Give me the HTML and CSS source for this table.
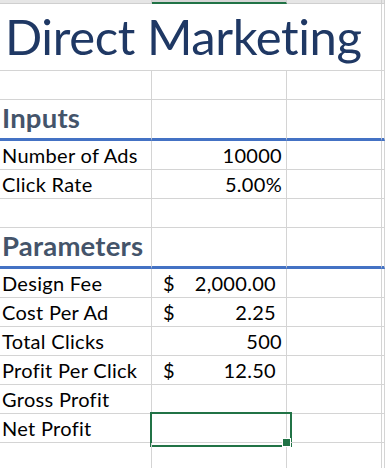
FILE: index.html
```html
<!DOCTYPE html>
<html lang="en">
<head>
<meta charset="utf-8">
<title>Direct Marketing</title>
<link rel="stylesheet" href="styles.css">
</head>
<body>
<div class="sheet">
  <div class="row hdr">
    <div class="hc"></div><div class="hc hc-sel"></div><div class="hc"></div><div class="hc"></div>
  </div>
  <div class="row r-title">
    <div class="cell title">Direct Marketing</div><div class="cell"></div>
  </div>
  <div class="row"><div class="cell"></div><div class="cell"></div><div class="cell"></div><div class="cell"></div></div>
  <div class="row r-head">
    <div class="cell head">Inputs</div><div class="cell"></div><div class="cell"></div><div class="cell"></div>
  </div>
  <div class="row"><div class="cell">Number of Ads</div><div class="cell num">10000</div><div class="cell"></div><div class="cell"></div></div>
  <div class="row"><div class="cell">Click Rate</div><div class="cell num">5.00%</div><div class="cell"></div><div class="cell"></div></div>
  <div class="row"><div class="cell"></div><div class="cell"></div><div class="cell"></div><div class="cell"></div></div>
  <div class="row r-head">
    <div class="cell head">Parameters</div><div class="cell"></div><div class="cell"></div><div class="cell"></div>
  </div>
  <div class="row"><div class="cell">Design Fee</div><div class="cell acct"><span>$</span><span>2,000.00</span></div><div class="cell"></div><div class="cell"></div></div>
  <div class="row"><div class="cell">Cost Per Ad</div><div class="cell acct"><span>$</span><span>2.25</span></div><div class="cell"></div><div class="cell"></div></div>
  <div class="row"><div class="cell">Total Clicks</div><div class="cell num">500</div><div class="cell"></div><div class="cell"></div></div>
  <div class="row"><div class="cell">Profit Per Click</div><div class="cell acct"><span>$</span><span>12.50</span></div><div class="cell"></div><div class="cell"></div></div>
  <div class="row"><div class="cell">Gross Profit</div><div class="cell"></div><div class="cell"></div><div class="cell"></div></div>
  <div class="row"><div class="cell">Net Profit</div><div class="cell selected"></div><div class="cell"></div><div class="cell"></div></div>
  <div class="row"><div class="cell"></div><div class="cell"></div><div class="cell"></div><div class="cell"></div></div>
</div>
</body>
</html>
```
FILE: styles.css
```css
* { box-sizing: border-box; }
html, body {
  margin: 0;
  padding: 0;
  background: #ffffff;
  overflow: hidden;
}
.sheet {
  width: 385px;
  height: 468px;
  overflow: hidden;
  font-family: Lato, "Open Sans", sans-serif;
  font-size: 20px;
  letter-spacing: 0.3px;
  font-variant-ligatures: none;
  font-feature-settings: "liga" 0, "clig" 0;
  color: #000;
}
.row {
  display: grid;
  grid-template-columns: 152px 135px 95px 1fr;
  height: 29px;
}
.cell {
  border-right: 1px solid #d4d4d4;
  border-bottom: 1px solid #d4d4d4;
  display: flex;
  align-items: flex-end;
  padding: 0 0 4px 2px;
  line-height: 1;
  white-space: nowrap;
  position: relative;
}
.hdr { height: 4px; }
.hc {
  background: #e6e6e6;
  border-bottom: 1px solid #cfcfcf;
  border-right: 1px solid #cfcfcf;
}
.hc-sel {
  background: #d6d6d6;
  border-bottom: 2px solid #217346;
}
.r-title { height: 67px; }
.title {
  grid-column: span 3;
  font-weight: 400;
  font-size: 49px;
  letter-spacing: -0.4px;
  color: #1f3864;
  padding: 0 0 9px 5px;
}
.r-head { height: 41px; }
.r-head .cell {
  border-bottom: 3px solid #4472c4;
}
.head {
  font-weight: 700;
  font-size: 27.5px;
  letter-spacing: 0.2px;
  color: #44546a;
  padding-bottom: 7px;
}
.num {
  justify-content: flex-end;
  padding-right: 4px;
}
.acct {
  justify-content: space-between;
  padding-left: 11px;
  padding-right: 10px;
}
.selected::after {
  content: "";
  position: absolute;
  left: -2px;
  top: -2px;
  width: 138px;
  height: 31px;
  border: 2px solid #217346;
}
.selected::before {
  content: "";
  position: absolute;
  left: 130px;
  top: 24px;
  width: 7px;
  height: 7px;
  background: #217346;
  border: 1px solid #ffffff;
  z-index: 2;
}
```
******************************
# GOAL:
Omit the pictures and reproduce the listing exactly.

# OUTPUT BELOW:
Give me the HTML and CSS source for this table.
FILE: index.html
```html
<!DOCTYPE html>
<html lang="en">
<head>
<meta charset="utf-8">
<title>Direct Marketing</title>
<link rel="stylesheet" href="styles.css">
</head>
<body>
<div class="sheet">
  <div class="row hdr">
    <div class="hc"></div><div class="hc hc-sel"></div><div class="hc"></div><div class="hc"></div>
  </div>
  <div class="row r-title">
    <div class="cell title">Direct Marketing</div><div class="cell"></div>
  </div>
  <div class="row"><div class="cell"></div><div class="cell"></div><div class="cell"></div><div class="cell"></div></div>
  <div class="row r-head">
    <div class="cell head">Inputs</div><div class="cell"></div><div class="cell"></div><div class="cell"></div>
  </div>
  <div class="row"><div class="cell">Number of Ads</div><div class="cell num">10000</div><div class="cell"></div><div class="cell"></div></div>
  <div class="row"><div class="cell">Click Rate</div><div class="cell num">5.00%</div><div class="cell"></div><div class="cell"></div></div>
  <div class="row"><div class="cell"></div><div class="cell"></div><div class="cell"></div><div class="cell"></div></div>
  <div class="row r-head">
    <div class="cell head">Parameters</div><div class="cell"></div><div class="cell"></div><div class="cell"></div>
  </div>
  <div class="row"><div class="cell">Design Fee</div><div class="cell acct"><span>$</span><span>2,000.00</span></div><div class="cell"></div><div class="cell"></div></div>
  <div class="row"><div class="cell">Cost Per Ad</div><div class="cell acct"><span>$</span><span>2.25</span></div><div class="cell"></div><div class="cell"></div></div>
  <div class="row"><div class="cell">Total Clicks</div><div class="cell num">500</div><div class="cell"></div><div class="cell"></div></div>
  <div class="row"><div class="cell">Profit Per Click</div><div class="cell acct"><span>$</span><span>12.50</span></div><div class="cell"></div><div class="cell"></div></div>
  <div class="row"><div class="cell">Gross Profit</div><div class="cell"></div><div class="cell"></div><div class="cell"></div></div>
  <div class="row"><div class="cell">Net Profit</div><div class="cell selected"></div><div class="cell"></div><div class="cell"></div></div>
  <div class="row"><div class="cell"></div><div class="cell"></div><div class="cell"></div><div class="cell"></div></div>
</div>
</body>
</html>
```
FILE: styles.css
```css
* { box-sizing: border-box; }
html, body {
  margin: 0;
  padding: 0;
  background: #ffffff;
  overflow: hidden;
}
.sheet {
  width: 385px;
  height: 468px;
  overflow: hidden;
  font-family: Lato, "Open Sans", sans-serif;
  font-size: 20px;
  letter-spacing: 0.3px;
  font-variant-ligatures: none;
  font-feature-settings: "liga" 0, "clig" 0;
  color: #000;
}
.row {
  display: grid;
  grid-template-columns: 152px 135px 95px 1fr;
  height: 29px;
}
.cell {
  border-right: 1px solid #d4d4d4;
  border-bottom: 1px solid #d4d4d4;
  display: flex;
  align-items: flex-end;
  padding: 0 0 4px 2px;
  line-height: 1;
  white-space: nowrap;
  position: relative;
}
.hdr { height: 4px; }
.hc {
  background: #e6e6e6;
  border-bottom: 1px solid #cfcfcf;
  border-right: 1px solid #cfcfcf;
}
.hc-sel {
  background: #d6d6d6;
  border-bottom: 2px solid #217346;
}
.r-title { height: 67px; }
.title {
  grid-column: span 3;
  font-weight: 400;
  font-size: 49px;
  letter-spacing: -0.4px;
  color: #1f3864;
  padding: 0 0 9px 5px;
}
.r-head { height: 41px; }
.r-head .cell {
  border-bottom: 3px solid #4472c4;
}
.head {
  font-weight: 700;
  font-size: 27.5px;
  letter-spacing: 0.2px;
  color: #44546a;
  padding-bottom: 7px;
}
.num {
  justify-content: flex-end;
  padding-right: 4px;
}
.acct {
  justify-content: space-between;
  padding-left: 11px;
  padding-right: 10px;
}
.selected::after {
  content: "";
  position: absolute;
  left: -2px;
  top: -2px;
  width: 138px;
  height: 31px;
  border: 2px solid #217346;
}
.selected::before {
  content: "";
  position: absolute;
  left: 130px;
  top: 24px;
  width: 7px;
  height: 7px;
  background: #217346;
  border: 1px solid #ffffff;
  z-index: 2;
}
```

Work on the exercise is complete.